• Exercise
Copy out each line containing "styles" from the entries below.

** START Input material **

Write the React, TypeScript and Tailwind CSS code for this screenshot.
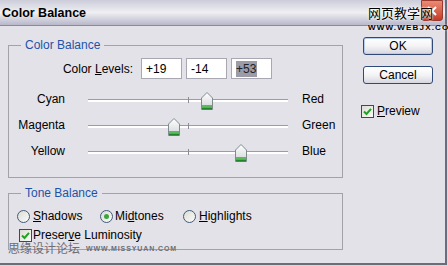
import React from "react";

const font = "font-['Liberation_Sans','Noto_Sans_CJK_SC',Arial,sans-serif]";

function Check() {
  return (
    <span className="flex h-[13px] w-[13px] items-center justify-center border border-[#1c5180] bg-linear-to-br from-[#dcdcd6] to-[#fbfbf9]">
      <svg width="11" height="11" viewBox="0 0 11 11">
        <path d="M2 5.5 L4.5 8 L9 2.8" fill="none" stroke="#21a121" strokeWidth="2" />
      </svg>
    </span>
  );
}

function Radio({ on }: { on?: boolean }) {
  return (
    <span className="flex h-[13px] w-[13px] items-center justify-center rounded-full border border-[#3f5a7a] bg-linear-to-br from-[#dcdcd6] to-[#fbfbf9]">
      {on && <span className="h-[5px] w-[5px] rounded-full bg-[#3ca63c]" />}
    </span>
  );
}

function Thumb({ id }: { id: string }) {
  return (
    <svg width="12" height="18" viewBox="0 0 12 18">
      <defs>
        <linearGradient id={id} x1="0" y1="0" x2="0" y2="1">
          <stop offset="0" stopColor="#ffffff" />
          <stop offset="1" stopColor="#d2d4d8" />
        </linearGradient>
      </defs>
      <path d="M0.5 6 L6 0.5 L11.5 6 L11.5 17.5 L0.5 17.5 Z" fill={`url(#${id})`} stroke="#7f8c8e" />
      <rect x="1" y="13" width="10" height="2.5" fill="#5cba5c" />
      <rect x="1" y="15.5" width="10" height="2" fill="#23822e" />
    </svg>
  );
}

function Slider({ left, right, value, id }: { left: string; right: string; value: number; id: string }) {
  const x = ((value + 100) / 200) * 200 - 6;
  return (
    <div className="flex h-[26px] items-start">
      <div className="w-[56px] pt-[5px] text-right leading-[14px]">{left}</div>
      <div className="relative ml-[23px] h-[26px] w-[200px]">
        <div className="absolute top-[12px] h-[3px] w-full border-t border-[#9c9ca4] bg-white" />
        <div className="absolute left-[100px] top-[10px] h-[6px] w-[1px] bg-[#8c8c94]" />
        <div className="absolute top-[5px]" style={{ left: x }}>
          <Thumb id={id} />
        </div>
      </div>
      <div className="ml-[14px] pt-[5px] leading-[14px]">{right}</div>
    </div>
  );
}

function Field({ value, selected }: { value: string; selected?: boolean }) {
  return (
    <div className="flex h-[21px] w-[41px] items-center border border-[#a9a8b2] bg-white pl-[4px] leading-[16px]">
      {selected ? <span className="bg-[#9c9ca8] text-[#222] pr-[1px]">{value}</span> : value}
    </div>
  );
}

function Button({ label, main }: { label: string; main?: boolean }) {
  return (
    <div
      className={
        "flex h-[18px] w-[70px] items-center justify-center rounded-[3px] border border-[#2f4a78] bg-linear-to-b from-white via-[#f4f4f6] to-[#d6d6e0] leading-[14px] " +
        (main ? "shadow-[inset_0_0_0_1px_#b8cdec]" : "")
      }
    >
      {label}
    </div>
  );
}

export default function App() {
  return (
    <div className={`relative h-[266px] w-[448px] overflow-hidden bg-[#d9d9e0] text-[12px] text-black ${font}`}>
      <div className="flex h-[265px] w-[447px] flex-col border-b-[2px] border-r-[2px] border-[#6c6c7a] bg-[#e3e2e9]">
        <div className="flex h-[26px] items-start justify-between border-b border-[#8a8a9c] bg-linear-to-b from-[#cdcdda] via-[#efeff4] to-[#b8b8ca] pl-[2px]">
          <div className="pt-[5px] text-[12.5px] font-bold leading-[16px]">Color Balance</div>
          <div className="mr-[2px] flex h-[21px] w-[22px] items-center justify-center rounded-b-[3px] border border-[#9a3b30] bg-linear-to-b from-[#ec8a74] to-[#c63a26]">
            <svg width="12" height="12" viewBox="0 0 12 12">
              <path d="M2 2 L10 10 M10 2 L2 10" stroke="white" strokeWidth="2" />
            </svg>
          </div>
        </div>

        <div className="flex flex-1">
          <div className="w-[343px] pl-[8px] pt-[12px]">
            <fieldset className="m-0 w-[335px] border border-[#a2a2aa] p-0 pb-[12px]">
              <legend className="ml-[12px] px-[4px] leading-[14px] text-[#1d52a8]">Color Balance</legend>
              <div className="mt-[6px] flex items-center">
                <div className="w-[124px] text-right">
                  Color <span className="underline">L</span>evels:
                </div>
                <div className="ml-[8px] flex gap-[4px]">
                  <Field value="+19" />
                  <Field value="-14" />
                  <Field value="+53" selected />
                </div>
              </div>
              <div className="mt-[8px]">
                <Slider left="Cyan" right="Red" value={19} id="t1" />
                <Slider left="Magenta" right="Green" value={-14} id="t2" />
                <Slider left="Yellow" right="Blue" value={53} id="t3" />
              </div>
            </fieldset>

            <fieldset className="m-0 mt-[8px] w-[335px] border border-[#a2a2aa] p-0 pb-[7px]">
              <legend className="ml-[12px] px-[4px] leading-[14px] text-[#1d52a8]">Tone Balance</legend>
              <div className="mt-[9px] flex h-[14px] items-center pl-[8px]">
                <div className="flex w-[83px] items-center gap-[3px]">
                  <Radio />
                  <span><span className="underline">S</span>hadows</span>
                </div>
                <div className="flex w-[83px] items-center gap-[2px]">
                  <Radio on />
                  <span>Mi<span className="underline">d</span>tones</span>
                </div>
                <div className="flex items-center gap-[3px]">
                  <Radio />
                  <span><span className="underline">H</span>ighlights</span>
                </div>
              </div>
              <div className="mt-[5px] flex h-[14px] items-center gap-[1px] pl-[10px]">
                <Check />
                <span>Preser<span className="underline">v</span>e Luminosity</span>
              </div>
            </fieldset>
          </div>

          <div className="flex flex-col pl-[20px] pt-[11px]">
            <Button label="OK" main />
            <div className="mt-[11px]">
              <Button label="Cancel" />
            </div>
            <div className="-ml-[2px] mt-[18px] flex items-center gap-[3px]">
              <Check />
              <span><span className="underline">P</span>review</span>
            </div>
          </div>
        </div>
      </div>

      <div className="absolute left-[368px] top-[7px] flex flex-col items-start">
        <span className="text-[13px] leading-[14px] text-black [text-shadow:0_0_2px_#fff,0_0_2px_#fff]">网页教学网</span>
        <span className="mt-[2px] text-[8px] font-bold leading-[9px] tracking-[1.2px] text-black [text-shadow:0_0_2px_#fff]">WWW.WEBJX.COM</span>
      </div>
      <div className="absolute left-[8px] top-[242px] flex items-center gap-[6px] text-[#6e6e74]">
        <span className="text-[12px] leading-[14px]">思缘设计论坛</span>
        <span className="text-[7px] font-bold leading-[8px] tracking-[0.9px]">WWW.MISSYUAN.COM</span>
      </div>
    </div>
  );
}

** END Input material **
** START Input material **

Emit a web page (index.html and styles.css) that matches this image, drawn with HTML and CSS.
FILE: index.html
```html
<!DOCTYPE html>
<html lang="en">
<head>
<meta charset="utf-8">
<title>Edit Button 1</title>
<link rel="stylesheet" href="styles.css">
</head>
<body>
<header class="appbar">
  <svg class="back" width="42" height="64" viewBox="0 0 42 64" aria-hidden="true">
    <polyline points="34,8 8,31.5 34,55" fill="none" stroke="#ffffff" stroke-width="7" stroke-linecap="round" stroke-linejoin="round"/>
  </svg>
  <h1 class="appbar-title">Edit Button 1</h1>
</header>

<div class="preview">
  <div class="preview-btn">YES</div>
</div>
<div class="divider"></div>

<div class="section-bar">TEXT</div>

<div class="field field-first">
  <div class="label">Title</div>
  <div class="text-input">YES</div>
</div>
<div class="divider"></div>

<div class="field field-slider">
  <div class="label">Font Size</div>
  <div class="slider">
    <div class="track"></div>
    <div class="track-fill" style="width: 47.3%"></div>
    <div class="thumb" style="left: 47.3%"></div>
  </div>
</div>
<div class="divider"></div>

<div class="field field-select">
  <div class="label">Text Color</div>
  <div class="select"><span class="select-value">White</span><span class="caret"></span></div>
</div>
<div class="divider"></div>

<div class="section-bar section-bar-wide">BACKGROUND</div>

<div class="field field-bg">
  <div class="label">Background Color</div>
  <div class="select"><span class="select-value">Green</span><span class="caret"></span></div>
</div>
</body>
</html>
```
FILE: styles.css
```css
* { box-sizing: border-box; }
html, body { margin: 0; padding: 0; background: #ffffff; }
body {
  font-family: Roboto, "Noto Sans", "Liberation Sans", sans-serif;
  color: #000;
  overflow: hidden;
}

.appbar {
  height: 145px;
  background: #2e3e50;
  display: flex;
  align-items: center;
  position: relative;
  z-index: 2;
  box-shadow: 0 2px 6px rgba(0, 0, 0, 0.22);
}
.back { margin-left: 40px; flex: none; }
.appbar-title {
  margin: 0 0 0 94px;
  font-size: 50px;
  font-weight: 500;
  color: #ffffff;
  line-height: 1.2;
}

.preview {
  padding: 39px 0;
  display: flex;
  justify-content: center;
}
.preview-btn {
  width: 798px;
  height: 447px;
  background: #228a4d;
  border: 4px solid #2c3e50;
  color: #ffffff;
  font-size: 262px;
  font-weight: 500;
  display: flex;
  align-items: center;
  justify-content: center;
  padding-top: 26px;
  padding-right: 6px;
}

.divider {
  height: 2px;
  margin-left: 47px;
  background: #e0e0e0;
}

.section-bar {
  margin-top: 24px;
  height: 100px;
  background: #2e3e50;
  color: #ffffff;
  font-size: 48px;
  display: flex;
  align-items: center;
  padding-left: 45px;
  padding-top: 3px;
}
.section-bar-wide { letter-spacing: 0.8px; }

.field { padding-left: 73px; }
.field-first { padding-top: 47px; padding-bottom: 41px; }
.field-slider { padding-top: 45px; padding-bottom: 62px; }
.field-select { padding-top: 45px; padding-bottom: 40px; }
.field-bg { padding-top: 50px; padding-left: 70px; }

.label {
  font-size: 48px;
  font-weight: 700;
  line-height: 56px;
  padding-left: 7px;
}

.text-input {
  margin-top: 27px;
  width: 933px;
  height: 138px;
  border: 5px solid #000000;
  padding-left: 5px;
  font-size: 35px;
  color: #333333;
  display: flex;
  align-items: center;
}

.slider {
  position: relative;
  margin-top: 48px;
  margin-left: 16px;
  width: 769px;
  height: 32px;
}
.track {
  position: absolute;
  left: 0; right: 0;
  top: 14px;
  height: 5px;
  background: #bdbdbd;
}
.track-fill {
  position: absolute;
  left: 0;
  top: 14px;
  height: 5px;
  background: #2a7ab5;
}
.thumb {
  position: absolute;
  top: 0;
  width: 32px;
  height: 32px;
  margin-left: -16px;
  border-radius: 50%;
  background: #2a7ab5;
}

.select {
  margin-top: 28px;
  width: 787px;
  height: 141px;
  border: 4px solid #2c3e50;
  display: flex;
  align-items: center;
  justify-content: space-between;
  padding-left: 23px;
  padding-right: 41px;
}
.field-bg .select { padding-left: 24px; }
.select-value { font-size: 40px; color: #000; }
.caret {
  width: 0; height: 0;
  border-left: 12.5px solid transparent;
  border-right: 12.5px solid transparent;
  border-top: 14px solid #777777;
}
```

** END Input material **

• Exercise answer
Emit a web page (index.html and styles.css) that matches this image, drawn with HTML and CSS.
<link rel="stylesheet" href="styles.css">
FILE: styles.css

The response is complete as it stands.